> Aim
Search the material for the word "full" and copy each line that holds it.

> Information provided

= = = = = = =

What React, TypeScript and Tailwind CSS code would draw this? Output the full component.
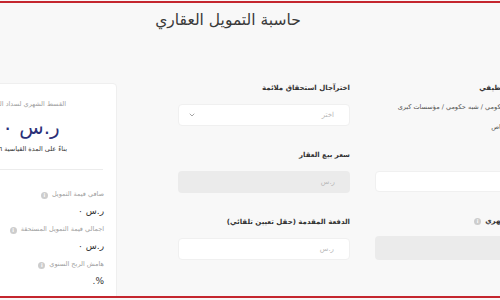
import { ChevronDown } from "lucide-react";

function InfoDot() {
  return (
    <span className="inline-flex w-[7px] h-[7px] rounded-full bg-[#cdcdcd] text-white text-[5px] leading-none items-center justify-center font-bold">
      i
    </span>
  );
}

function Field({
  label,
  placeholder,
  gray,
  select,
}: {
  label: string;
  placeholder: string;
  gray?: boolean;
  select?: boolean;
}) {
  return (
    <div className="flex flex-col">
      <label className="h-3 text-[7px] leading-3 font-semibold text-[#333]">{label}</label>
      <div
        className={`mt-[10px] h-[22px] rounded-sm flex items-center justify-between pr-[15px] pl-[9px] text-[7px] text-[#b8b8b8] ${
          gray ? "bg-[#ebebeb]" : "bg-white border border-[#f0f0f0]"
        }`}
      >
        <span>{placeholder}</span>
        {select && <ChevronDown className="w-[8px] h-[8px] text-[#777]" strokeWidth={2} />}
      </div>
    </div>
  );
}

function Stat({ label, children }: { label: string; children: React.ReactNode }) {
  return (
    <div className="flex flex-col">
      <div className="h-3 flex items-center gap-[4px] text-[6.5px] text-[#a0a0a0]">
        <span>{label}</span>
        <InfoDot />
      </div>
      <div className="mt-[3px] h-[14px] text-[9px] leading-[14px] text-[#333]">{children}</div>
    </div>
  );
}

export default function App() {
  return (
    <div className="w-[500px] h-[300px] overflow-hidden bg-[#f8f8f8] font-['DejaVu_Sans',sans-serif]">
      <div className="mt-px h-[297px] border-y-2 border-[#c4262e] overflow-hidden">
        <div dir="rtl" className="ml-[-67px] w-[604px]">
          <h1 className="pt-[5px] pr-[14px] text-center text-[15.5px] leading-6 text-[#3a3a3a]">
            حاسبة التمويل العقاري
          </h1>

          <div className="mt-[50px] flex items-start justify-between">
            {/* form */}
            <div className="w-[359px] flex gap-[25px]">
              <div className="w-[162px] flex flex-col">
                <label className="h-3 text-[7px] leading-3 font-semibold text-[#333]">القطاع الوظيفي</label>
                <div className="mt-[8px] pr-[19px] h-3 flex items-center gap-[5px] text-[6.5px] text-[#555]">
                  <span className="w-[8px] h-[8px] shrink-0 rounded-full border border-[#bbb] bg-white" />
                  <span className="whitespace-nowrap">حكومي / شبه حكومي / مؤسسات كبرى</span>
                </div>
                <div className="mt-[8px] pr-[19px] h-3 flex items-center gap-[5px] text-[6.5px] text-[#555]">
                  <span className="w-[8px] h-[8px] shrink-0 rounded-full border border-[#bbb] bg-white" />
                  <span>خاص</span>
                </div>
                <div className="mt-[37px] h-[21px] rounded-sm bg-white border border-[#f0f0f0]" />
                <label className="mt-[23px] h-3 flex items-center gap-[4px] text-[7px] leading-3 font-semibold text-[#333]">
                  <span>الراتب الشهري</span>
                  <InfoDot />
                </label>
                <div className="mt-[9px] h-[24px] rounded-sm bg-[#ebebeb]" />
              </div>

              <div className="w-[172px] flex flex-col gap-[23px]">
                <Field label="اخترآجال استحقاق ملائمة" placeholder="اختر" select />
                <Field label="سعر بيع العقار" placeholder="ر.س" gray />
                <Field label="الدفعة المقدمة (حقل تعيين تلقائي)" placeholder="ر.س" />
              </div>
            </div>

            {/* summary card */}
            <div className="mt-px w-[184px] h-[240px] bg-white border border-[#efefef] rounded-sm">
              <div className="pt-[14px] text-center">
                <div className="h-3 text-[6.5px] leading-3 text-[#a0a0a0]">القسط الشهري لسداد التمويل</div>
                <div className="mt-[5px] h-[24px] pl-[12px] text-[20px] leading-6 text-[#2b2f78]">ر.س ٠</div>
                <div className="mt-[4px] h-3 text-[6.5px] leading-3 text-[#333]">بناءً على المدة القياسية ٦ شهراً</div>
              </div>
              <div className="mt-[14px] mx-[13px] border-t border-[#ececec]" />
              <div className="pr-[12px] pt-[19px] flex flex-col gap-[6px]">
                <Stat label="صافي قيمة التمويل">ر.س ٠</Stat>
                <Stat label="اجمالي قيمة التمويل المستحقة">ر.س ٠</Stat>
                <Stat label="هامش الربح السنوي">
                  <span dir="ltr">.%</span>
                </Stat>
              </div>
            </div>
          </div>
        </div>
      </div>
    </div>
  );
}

= = = = = = =

> Result of this exercise
What React, TypeScript and Tailwind CSS code would draw this? Output the full component.
    <span className="inline-flex w-[7px] h-[7px] rounded-full bg-[#cdcdcd] text-white text-[5px] leading-none items-center justify-center font-bold">
                  <span className="w-[8px] h-[8px] shrink-0 rounded-full border border-[#bbb] bg-white" />
                  <span className="w-[8px] h-[8px] shrink-0 rounded-full border border-[#bbb] bg-white" />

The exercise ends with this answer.